Other viewers may miss some of those allusions, or interpret them completely differently. When you then try to express more complex topics or narrative in allegory, the end result can be bizarrely cryptic, as seen in Lotto’s Allegory of Prudence and Wisdom (1505) below.

Despite the lessons which should have been learned about the use of allegory and symbols in narrative, a few artists persisted, and Moreau finally took it to phantasmagoric excess, in paintings such as his Jupiter and Semele (1895). I cannot help thinking that such canvases were never intended to be seen by the crowds that attended the more popular exhibitions of art in Salons, expositions, and public galleries.

One solution to the problem of symbols in narrative paintings was that claimed by Picasso: that it was not up to the artist to determine how to interpret the symbols, but a matter for the viewer/reader.

In this particular case, the clear reference to the horrific destruction by bombing of the Spanish Basque town of Guernica channels readings in a limited range of directions. Where an external narrative is not directly referenced, or may even be obscure or absent, the range of readings opens up, and many viewers find it hard to discover any coherent narrative at all. This is exemplified in much of the painting in the middle decades of the twentieth century, such as Kandinsky’s Gentle Accent (1934), below. Is it ‘just’ an abstract, or is it rich in symbols which are intended to convey narrative?

This problem of reading images came to a head, though, with photographs. During the twentieth century, these became far more accessible and popular than paintings, even (or perhaps more particularly) when they were in monochrome. Not only did it become very cheap, quick, and easy to take your own photographs, but photojournalism reached mass markets in weekly news magazines.
At first, the public appeared content to be steered into reading photographs in the way that editors (and sometimes photographers) intended. Images such as Dorothea Lange’s Migrant Mother (1936) were seen by tens of millions of people around the world.

Read in connection with its dry and ‘factual’ official caption
Destitute pea pickers in California. Mother of seven children. Age thirty-two. Nipomo, California.
it is so convincing and conclusive that, as popularly held, ‘the camera cannot lie’. But even this image has become controversial, with other images from the same series implying rather different readings, and some scholars claiming that its subject, Florence Thompson, was not a farmworker at all, but a ‘Dust Bowl migrant’ with quite a different narrative.
In the last few decades, the widespread availability of techniques for photomanipulation, particularly digitally using apps such as Adobe Photoshop, have if anything negated the old adage, and encouraged scepticism in readings. Many viewers now appear to consider the photoreal to be potentially as fictional as the painterly.
Realism
Where narrative paintings depend on subtleties such as facial expression, and relatively small cues which may be scattered over different passages, the simple solution to conveying narrative had been meticulously detailed realism, of the kind used by Gérôme. It is easy to demonstrate how quickly the necessary details can be lost by manipulating an image such as Poussin’s Rinaldo and Armida (c 1630) using Adobe Photoshop CS6 to produce appearances of ‘brushwork’.

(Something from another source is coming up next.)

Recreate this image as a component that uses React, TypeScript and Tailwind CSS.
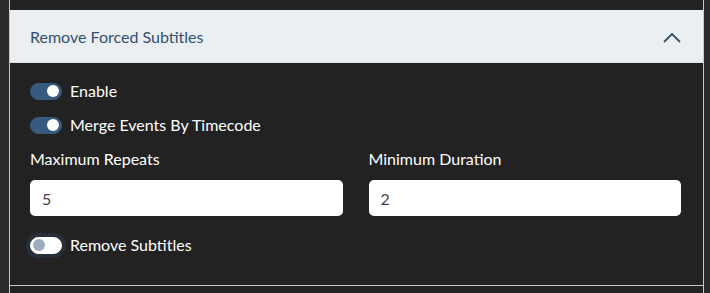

But with a skilled brush, Waterhouse and Gérôme himself in a small study showed that painterliness was not necessarily contraindicated in narrative.


Others, including the pioneers Delacroix and Daumier, had also painted narratives eloquently despite their use of visible brushstrokes, even quite basic mark-making.



But this did not work as a general rule. Where the narrative to which the painting referred was well-known and the cues relatively clear, it could hold good, as in Cézanne’s example.

However, anything which relied on subtle details, such as the thumbs-down gesture in Gérôme’s splendid and authentically-detailed Pollice Verso (1872), would fail unless it employed a meticulously detailed realism. It is also worth noting that this was painted within just three years of the Cézanne above, which make fascinating comparison.

Once such ‘Salon’ paintings fell from favour, many narratives could simply not be expressed in paintings. As realism became more acceptable again in the middle of the twentieth century, so the way was open for the likes of Paul Delvaux, and ultimately the new generations represented by Paula Rego, Peter Doig, and Stuart Pearson Wright.
Today’s more liberal attitudes to realist, painterly, and gestural styles now invite the artist to use whatever is best suited to the narrative, rather than being bound to what is deemed acceptable – just as novelists, playwrights, and other artists have been enjoying for a lot longer.
A remaining puzzle
I find it mystifying that, despite their classical training and unsurpassed technical skill, the more traditional masters John Singer Sargent, Joaquín Sorolla, and Anders Zorn, almost completely avoided making any narrative works. (There are some exceptions to this, such as Sargent’s murals, but they are remarkably few in number and atypical for their work.) Each paid the bills from their lucrative portraiture commissions, and preferred to obtain their pleasure from landscapes and genre scenes rather than anything remotely narrative.
Perhaps that is more a reflection of the state of narrative painting at the turn of the century.